Single by The Kinks

from the album Schoolboys in Disgrace
- A-side: "No More Looking Back" (UK); "I'm in Disgrace" (US);
- Released: January 23, 1976 (UK)
- Recorded: September 22, 1975 at Konk Studios, London
- Genre: Hard rock
- Length: 2:35
- Label: RCA
- Songwriter: Ray Davies
- Producer: Ray Davies

The Kinks singles chronology
| "You Can't Stop the Music" (1975) | "The Hard Way" (1976) | "Sleepwalker" (1977) |

= The Hard Way (The Kinks song) =

"The Hard Way" is a song written by Ray Davies and first released by the Kinks on their 1975 album Schoolboys in Disgrace. It was also released on the Kinks live album One for the Road and on several greatest hits collections. The Knack covered the song on their 1980 album ...But the Little Girls Understand.

==Lyrics and music==
The lyrics of "The Hard Way" were inspired by a real life incident that happened to Dave Davies, Ray's brother and the Kinks' guitarist. In the incident, Dave Davies was caned and expelled from William Grimshaw Secondary Modern School after cutting class and having sex with a classmate. On Schoolboys in Disgrace, a three song sequence beginning with "I'm in Disgrace", continuing through "Headmaster" and concluding with "The Hard Way" covers a similar event in the life of the song's narrator Flash. "I'm in Disgrace" covers Flash's feelings about getting his girlfriend pregnant and in "Headmaster" Flash confesses his misdeeds to the headmaster and asks for mercy.

In "The Hard Way", the headmaster responds to the plea in the previous song. He berates and browbeats Flash. He starts by singing that "Boys like you were born to waste", later singing that he is not fit to be anything more than a street sweeper. Allmusic critic Richard Gilliam sees the headmaster as a bigot who "believes that punishment and destruction of self-image are important elements in learning". Author Thomas Kitts perceives a "psychosexual enjoyment" in the headmaster's words. Some of the lyrics, including the title, can be taken as double entendres.

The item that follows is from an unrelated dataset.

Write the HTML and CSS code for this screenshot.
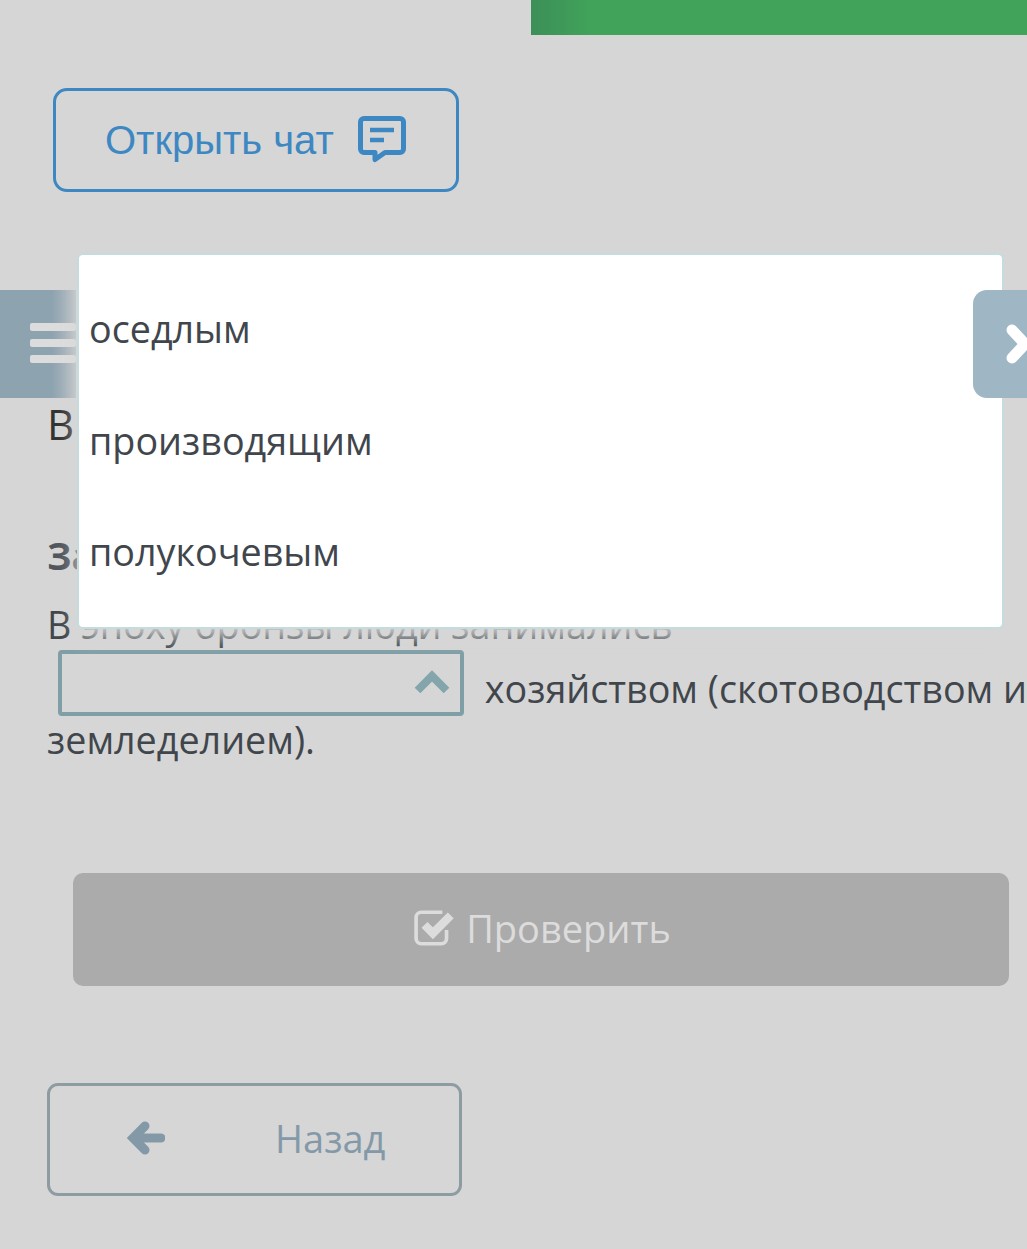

The music of the song is driven by a Dave Davies' power chord guitar riff, reminiscent of older Kinks songs such as "All Day and All of the Night" and "You Really Got Me". Kitts believes that Davies' guitar part "mirrors the headmaster's sexual aggression". Gilliam describes the percussion beat as "harsh". Gilliam believes that opening riffs of "The Hard Way" were an influence on the sound of Devo.

==Recording==
"The Hard Way" was recorded on September 22, 1975, at Konk Studios in London. Trombone overdubs were added on October 2, with John Beecham playing the trombone.

==Live performances==
During the Schoolboys in Disgrace tour, the band performed in costume. For "The Hard Way", lead singer Ray Davies wore a black gown and a grotesque mask, which had a long nose which Kitts compares to a phallus. Kinks drummer Mick Avory was "whipped" on stage at some performances of the song. At other performances, women on stage danced with canes. A live performance of "The Hard Way" was included on One for the Road.

==The Knack version==

In 1980, the Knack covered "The Hard Way" for their second album, ...But the Little Girls Understand, in 1980. High Fidelity called it the best song on the album and an "honest homage to the Kinks", but claimed that it is "still a pale replica of the original" that doesn't add anything new. In his scathing review of ...But the Little Girls Understand, Jim Sullivan of the Bangor Daily News found it unsurprising that the Knack would play this song, given that the song is "concerned with dominance and submission".